How many lines of the records below contain the word "image"? Answer with the number alone.

***

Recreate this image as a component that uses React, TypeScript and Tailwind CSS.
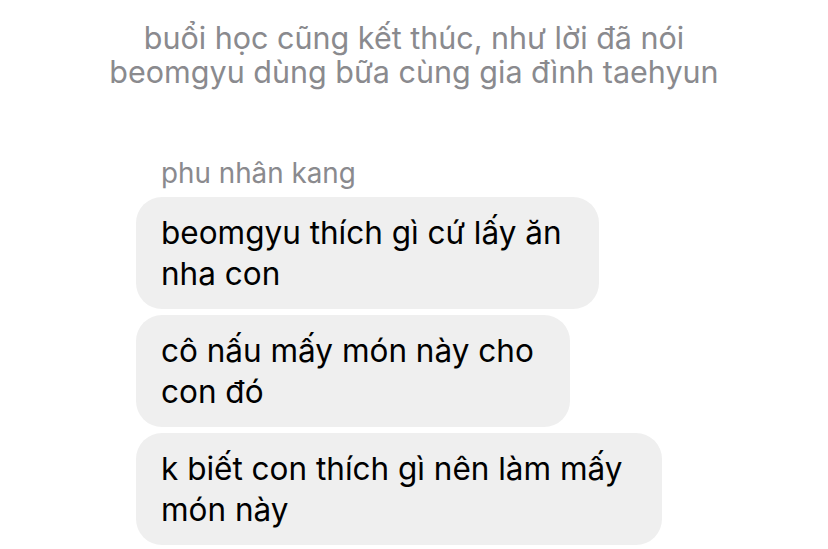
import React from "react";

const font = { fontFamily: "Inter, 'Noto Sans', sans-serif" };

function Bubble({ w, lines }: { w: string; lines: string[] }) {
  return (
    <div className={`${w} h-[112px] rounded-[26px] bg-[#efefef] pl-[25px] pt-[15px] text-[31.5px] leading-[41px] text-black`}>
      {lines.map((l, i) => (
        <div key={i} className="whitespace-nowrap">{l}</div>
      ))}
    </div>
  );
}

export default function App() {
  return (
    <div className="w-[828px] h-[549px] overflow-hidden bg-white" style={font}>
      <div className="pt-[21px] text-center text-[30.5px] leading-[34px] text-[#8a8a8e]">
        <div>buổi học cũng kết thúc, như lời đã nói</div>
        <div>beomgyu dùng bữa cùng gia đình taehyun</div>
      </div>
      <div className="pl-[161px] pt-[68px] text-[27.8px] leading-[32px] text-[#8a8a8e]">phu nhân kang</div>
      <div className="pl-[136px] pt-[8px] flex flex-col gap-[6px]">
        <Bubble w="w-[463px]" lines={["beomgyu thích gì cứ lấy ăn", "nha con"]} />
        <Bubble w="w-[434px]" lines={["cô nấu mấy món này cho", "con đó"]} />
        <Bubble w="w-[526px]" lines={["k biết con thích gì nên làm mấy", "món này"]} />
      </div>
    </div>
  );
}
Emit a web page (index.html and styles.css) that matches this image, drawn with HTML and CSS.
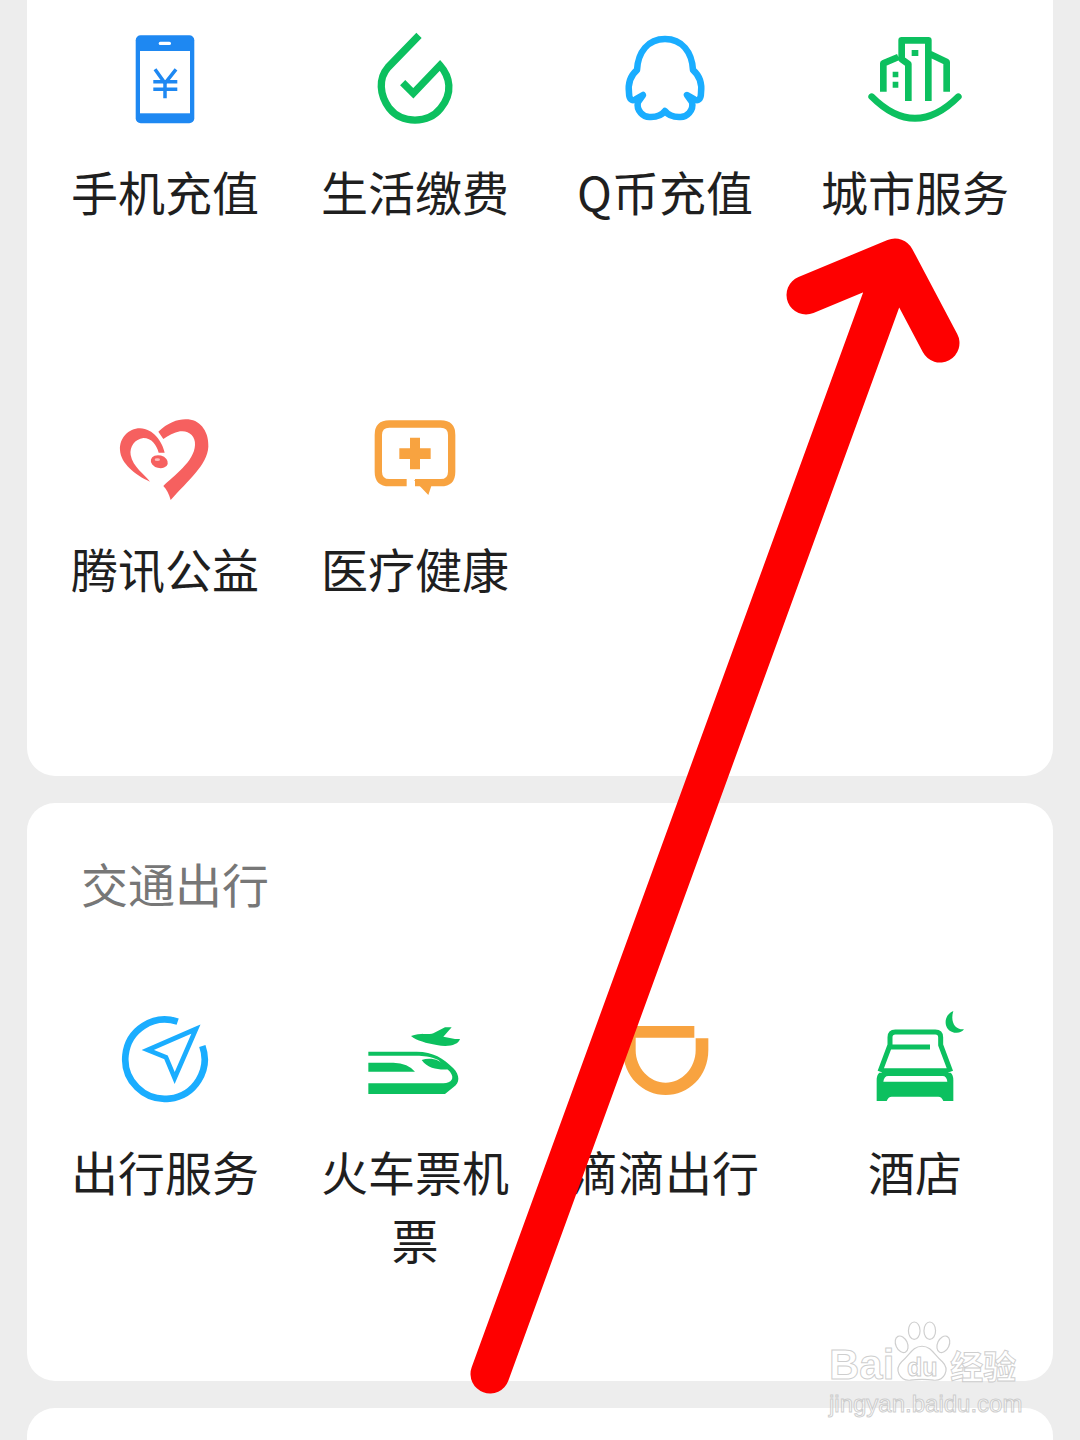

***

**ANSWER FOR THIS EXERCISE**
2